I enjoyed it all. Probably a bit too much. My mistake was to believe it was all about me. I failed to take note of the broader context in which I had been published, despite the words of my very dear mentor and friend, the late Professor Tim Couzens, expert in African literature, who commented, ‘Strange … everyone expected a burst of black writers after ’94.’
What initially emerged instead, on the wave of liberation, was a handful of white writers, referred to by commentators as the ‘new’ writers, either with or without the further appellation ‘white’.
Perhaps it should not have come as a surprise. The 1980s heard repeated arguments for artistic considerations to be secondary to the political in literature. In 1987 JM Coetzee went so far as to call it a literature in bondage, ‘unnaturally preoccupied with power and the torsions of power, unable to move from elementary relations of contestation, domination and subjugation to the vast and complex human world that lies beyond them’.

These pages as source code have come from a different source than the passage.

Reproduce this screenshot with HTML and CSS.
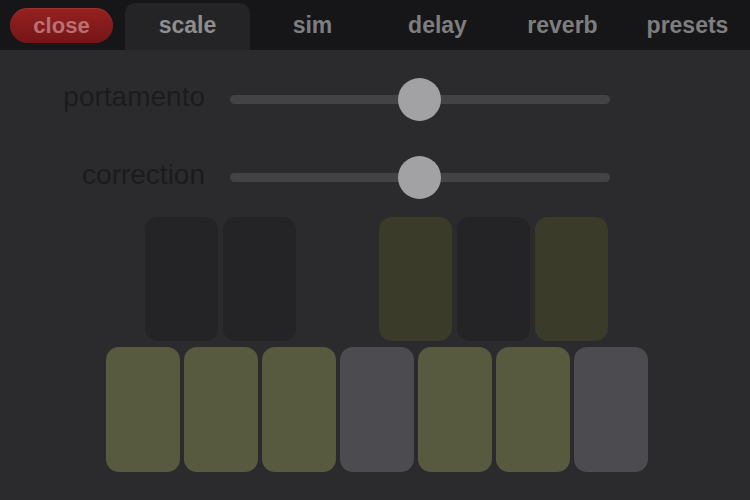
FILE: index.html
```html
<!DOCTYPE html>
<html>
<head>
<meta charset="utf-8">
<link rel="stylesheet" href="styles.css">
</head>
<body>
<div class="app">
  <div class="topbar">
    <div class="cell"><div class="close">close</div></div>
    <div class="cell tab active">scale</div>
    <div class="cell tab">sim</div>
    <div class="cell tab">delay</div>
    <div class="cell tab">reverb</div>
    <div class="cell tab">presets</div>
  </div>
  <div class="content">
    <div class="sliders">
      <div class="row">
        <div class="label">portamento</div>
        <div class="track"><div class="thumb thumb-a"></div></div>
      </div>
      <div class="row">
        <div class="label">correction</div>
        <div class="track"><div class="thumb thumb-b"></div></div>
      </div>
    </div>
    <div class="keys">
      <div class="upper">
        <div class="key up off"></div>
        <div class="key up off"></div>
        <div class="key up gap"></div>
        <div class="key up on"></div>
        <div class="key up off"></div>
        <div class="key up on"></div>
      </div>
      <div class="lower">
        <div class="key low on"></div>
        <div class="key low on"></div>
        <div class="key low on"></div>
        <div class="key low off"></div>
        <div class="key low on"></div>
        <div class="key low on"></div>
        <div class="key low off"></div>
      </div>
    </div>
  </div>
</div>
</body>
</html>
```
FILE: styles.css
```css
html, body {
  margin: 0;
  padding: 0;
  width: 750px;
  height: 500px;
  overflow: hidden;
  background: #2b2b2e;
  font-family: "Liberation Sans", Arial, sans-serif;
}
.app {
  width: 750px;
  height: 500px;
  display: flex;
  flex-direction: column;
}
.topbar {
  height: 50px;
  background: #161618;
  display: flex;
  flex-shrink: 0;
}
.cell {
  width: 125px;
  box-sizing: border-box;
  display: flex;
  align-items: flex-start;
  justify-content: center;
}
.close {
  margin: 8px 0 0 10px;
  width: 103px;
  height: 35px;
  border-radius: 18px;
  background: linear-gradient(#95211f, #751517);
  box-shadow: inset 0 1px 0 rgba(255,255,255,0.08);
  color: #b87173;
  font-weight: bold;
  font-size: 22px;
  line-height: 35px;
  text-align: center;
  align-self: flex-start;
}
.cell:first-child {
  justify-content: flex-start;
}
.tab {
  color: #7e7e80;
  font-weight: bold;
  font-size: 23px;
  line-height: 23px;
  padding-top: 14px;
}
.tab.active {
  margin-top: 3px;
  padding-top: 11px;
  background: #242427;
  border-radius: 10px 10px 0 0;
  color: #8e8e90;
}
.content {
  flex: 1;
  display: flex;
  flex-direction: column;
}
.sliders {
  padding-top: 28px;
  display: flex;
  flex-direction: column;
  gap: 35px;
}
.row {
  display: flex;
  align-items: center;
  height: 43px;
  gap: 25px;
}
.label {
  width: 205px;
  text-align: right;
  font-size: 28px;
  color: #1b1b1d;
  padding-bottom: 5px;
}
.track {
  width: 380px;
  height: 9px;
  border-radius: 5px;
  background: #434346;
  position: relative;
}
.thumb {
  position: absolute;
  top: -17px;
  width: 43px;
  height: 43px;
  border-radius: 50%;
  background: #a2a2a4;
}
.thumb-a { left: 168px; }
.thumb-b { left: 168px; }
.keys {
  margin-top: 18px;
  display: flex;
  flex-direction: column;
  gap: 6px;
}
.upper {
  display: flex;
  gap: 5px;
  padding-left: 145px;
}
.lower {
  display: flex;
  gap: 4px;
  padding-left: 106px;
}
.key {
  border-radius: 13px;
}
.up {
  width: 73px;
  height: 124px;
}
.low {
  width: 74px;
  height: 125px;
}
.up.off { background: #242427; }
.up.gap { background: transparent; }
.up.on { background: #3a3c29; }
.low.on { background: #585a40; }
.low.off { background: #4c4c50; }
```
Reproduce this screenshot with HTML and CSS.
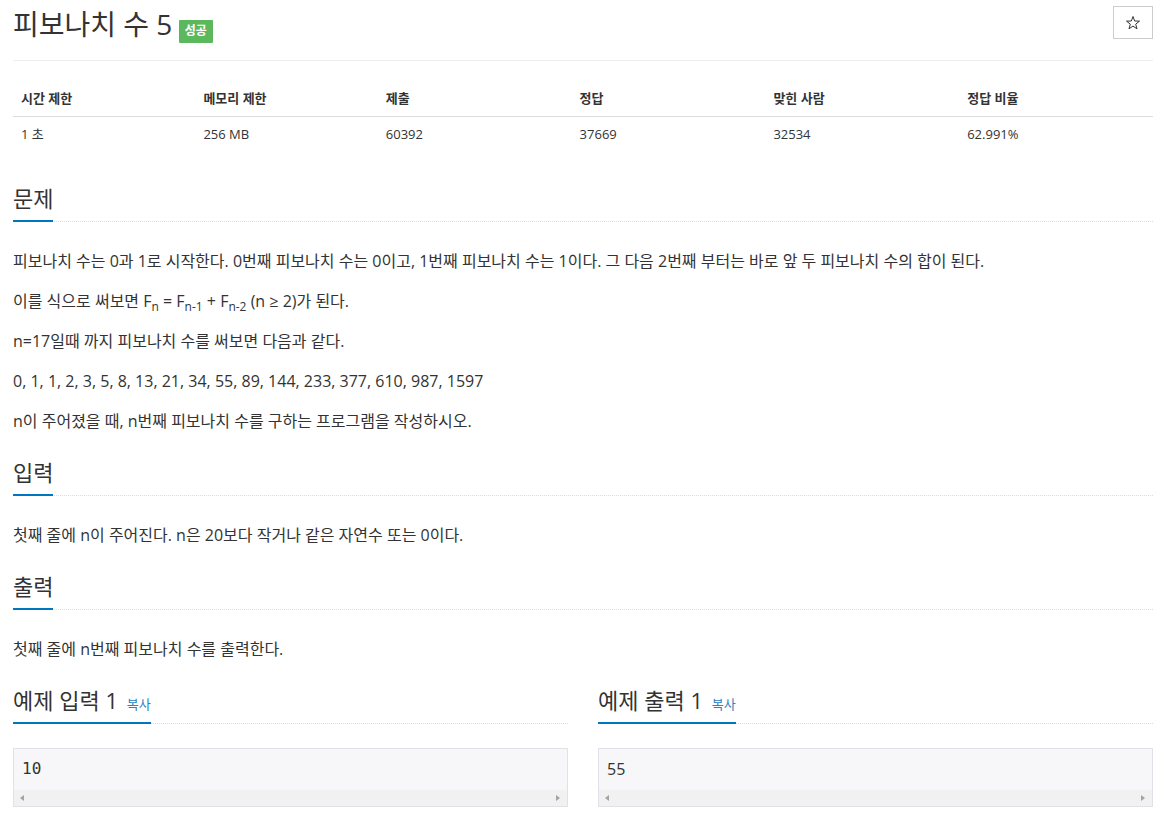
FILE: index.html
```html
<!DOCTYPE html>
<html lang="ko">
<head>
<meta charset="utf-8">
<title>피보나치 수 5</title>
<link rel="stylesheet" href="styles.css">
</head>
<body>
<div class="page">
  <header class="page-header">
    <h1 class="title">피보나치 수 5 <span class="badge">성공</span></h1>
    <button class="star-btn" type="button" aria-label="즐겨찾기">
      <svg class="star" viewBox="0 0 14 13.5" width="14" height="13.5"><polygon points="7,0.5 8.65,5 13.5,5.15 9.7,8.15 11,12.8 7,10.1 3,12.8 4.3,8.15 0.5,5.15 5.35,5" fill="none" stroke="#333" stroke-width="1" stroke-linejoin="miter"/></svg>
    </button>
  </header>

  <main class="problem">
    <table class="info">
      <colgroup>
        <col class="c16"><col class="c16"><col class="c17"><col class="c17"><col class="c17"><col class="c17">
      </colgroup>
      <thead>
        <tr><th>시간 제한</th><th>메모리 제한</th><th>제출</th><th>정답</th><th>맞힌 사람</th><th>정답 비율</th></tr>
      </thead>
      <tbody>
        <tr><td>1 초</td><td>256 MB</td><td>60392</td><td>37669</td><td>32534</td><td>62.991%</td></tr>
      </tbody>
    </table>

    <section class="section">
      <div class="headline"><h2>문제</h2></div>
      <div class="problem-text">
        <p>피보나치 수는 0과 1로 시작한다. 0번째 피보나치 수는 0이고, 1번째 피보나치 수는 1이다. 그 다음 2번째 부터는 바로 앞 두 피보나치 수의 합이 된다.</p>
        <p>이를 식으로 써보면 F<sub>n</sub> = F<sub>n-1</sub> + F<sub>n-2</sub> (n ≥ 2)가 된다.</p>
        <p>n=17일때 까지 피보나치 수를 써보면 다음과 같다.</p>
        <p>0, 1, 1, 2, 3, 5, 8, 13, 21, 34, 55, 89, 144, 233, 377, 610, 987, 1597</p>
        <p>n이 주어졌을 때, n번째 피보나치 수를 구하는 프로그램을 작성하시오.</p>
      </div>
    </section>

    <section class="section">
      <div class="headline"><h2>입력</h2></div>
      <div class="problem-text">
        <p>첫째 줄에 n이 주어진다. n은 20보다 작거나 같은 자연수 또는 0이다.</p>
      </div>
    </section>

    <section class="section">
      <div class="headline"><h2>출력</h2></div>
      <div class="problem-text">
        <p>첫째 줄에 n번째 피보나치 수를 출력한다.</p>
      </div>
    </section>

    <div class="samples">
      <section class="sample-col">
        <div class="headline"><h2>예제 입력 1 <span class="copy">복사</span></h2></div>
        <div class="sample-box">
          <pre class="sample-data mono">10</pre>
          <div class="hscroll"><span class="arrow arrow-left"></span><span class="arrow arrow-right"></span></div>
        </div>
      </section>
      <section class="sample-col">
        <div class="headline"><h2>예제 출력 1 <span class="copy">복사</span></h2></div>
        <div class="sample-box">
          <pre class="sample-data sans">55</pre>
          <div class="hscroll"><span class="arrow arrow-left"></span><span class="arrow arrow-right"></span></div>
        </div>
      </section>
    </div>
  </main>
</div>
</body>
</html>
```

FILE: styles.css
```css
* { box-sizing: border-box; }

html, body {
  margin: 0;
  padding: 0;
  background: #fff;
}

body {
  font-family: "Open Sans", "Noto Sans CJK KR", sans-serif;
  color: #333;
  font-size: 13px;
}

.page {
  width: 1140px;
  margin: 0 auto;
}

/* header */
.page-header {
  display: flex;
  justify-content: space-between;
  align-items: flex-start;
  padding-bottom: 17px;
  border-bottom: 1px solid #eee;
}

.title {
  margin: 6px 0 0;
  font-size: 28px;
  line-height: 36px;
  font-weight: 400;
  color: #333;
}

.badge {
  display: inline-block;
  margin-left: -1px;
  padding: 5.5px 6px;
  background: #5cb85c;
  color: #fff;
  font-size: 12px;
  font-weight: 700;
  line-height: 1;
  border-radius: 1px;
  vertical-align: baseline;
}

.star-btn {
  margin-top: 6px;
  width: 40px;
  height: 33px;
  padding: 0;
  border: 1px solid #ccc;
  background: #fff;
  display: flex;
  align-items: center;
  justify-content: center;
}

.star { display: block; }

/* body */
.problem {
  display: flex;
  flex-direction: column;
  gap: 14px;
}

.info {
  width: 100%;
  border-collapse: collapse;
  table-layout: fixed;
  margin: 20px 0 20px;
  font-size: 13px;
}

.c16 { width: 16%; }
.c17 { width: 17%; }

.info th,
.info td {
  padding: 8px;
  line-height: 19px;
  text-align: left;
  font-weight: 400;
}

.info th {
  font-weight: 700;
  border-bottom: 1px solid #ddd;
}

.headline {
  display: flex;
  border-bottom: 1px dotted #dcdcdc;
  margin-bottom: 24px;
}

.headline h2 {
  margin: 0 0 -1px;
  padding-bottom: 10px;
  font-size: 22px;
  line-height: 24px;
  font-weight: 400;
  color: #333;
  border-bottom: 2px solid #0076c0;
  white-space: nowrap;
}

.copy {
  font-size: 13px;
  line-height: 1;
  color: #2b7fc3;
  margin-left: 3px;
}

.problem-text p {
  margin: 0 0 10px;
  font-size: 16px;
  line-height: 30px;
}

.problem-text sub {
  font-size: 75%;
  line-height: 0;
  vertical-align: -0.3em;
}

/* samples */
.samples {
  display: grid;
  grid-template-columns: 1fr 1fr;
  column-gap: 30px;
}

.sample-box {
  border: 1px solid #e1e1e8;
  background: #f7f7f9;
}

.sample-data {
  margin: 0;
  padding: 9.5px 8px;
  font-size: 16px;
  line-height: 22px;
  color: #333;
  white-space: pre;
}

.mono { font-family: "DejaVu Sans Mono", monospace; }
.sans { font-family: "Open Sans", sans-serif; }

.hscroll {
  height: 16px;
  background: #f1f1f1;
  display: flex;
  align-items: center;
  justify-content: space-between;
  padding: 0 7px 0 6px;
}

.arrow {
  width: 0;
  height: 0;
  border-top: 3px solid transparent;
  border-bottom: 3px solid transparent;
}

.arrow-left { border-right: 4px solid #a3a3a3; }
.arrow-right { border-left: 4px solid #a3a3a3; }
```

Njabulo Ndebele drew attention to how little attempt there was to grapple with the minutiae of motive or social process. ‘People and situations are either very good or very bad.’
This prescriptive style, which encouraged the use of culture as a ‘weapon in the struggle’, became a major constraint, perhaps most keenly felt by white writers like myself, who experienced the pressure to ‘show where we stood’ in relation to apartheid – because of our race.
In this spirit of freedom, the ‘new’ writers shifted radically from prescriptive representations to an attempt to describe flawed human lives.
It may well have been this attempt in The Innocence of Roast Chicken that drew such a response. Readers stopped me in the street to tell me what my book meant to them.
The degree of public interest in this book – and as a result, in me – was completely unexpected. My entire focus had been on getting published. This was a debut novel, for which I drew on little more than my instincts as a loving reader.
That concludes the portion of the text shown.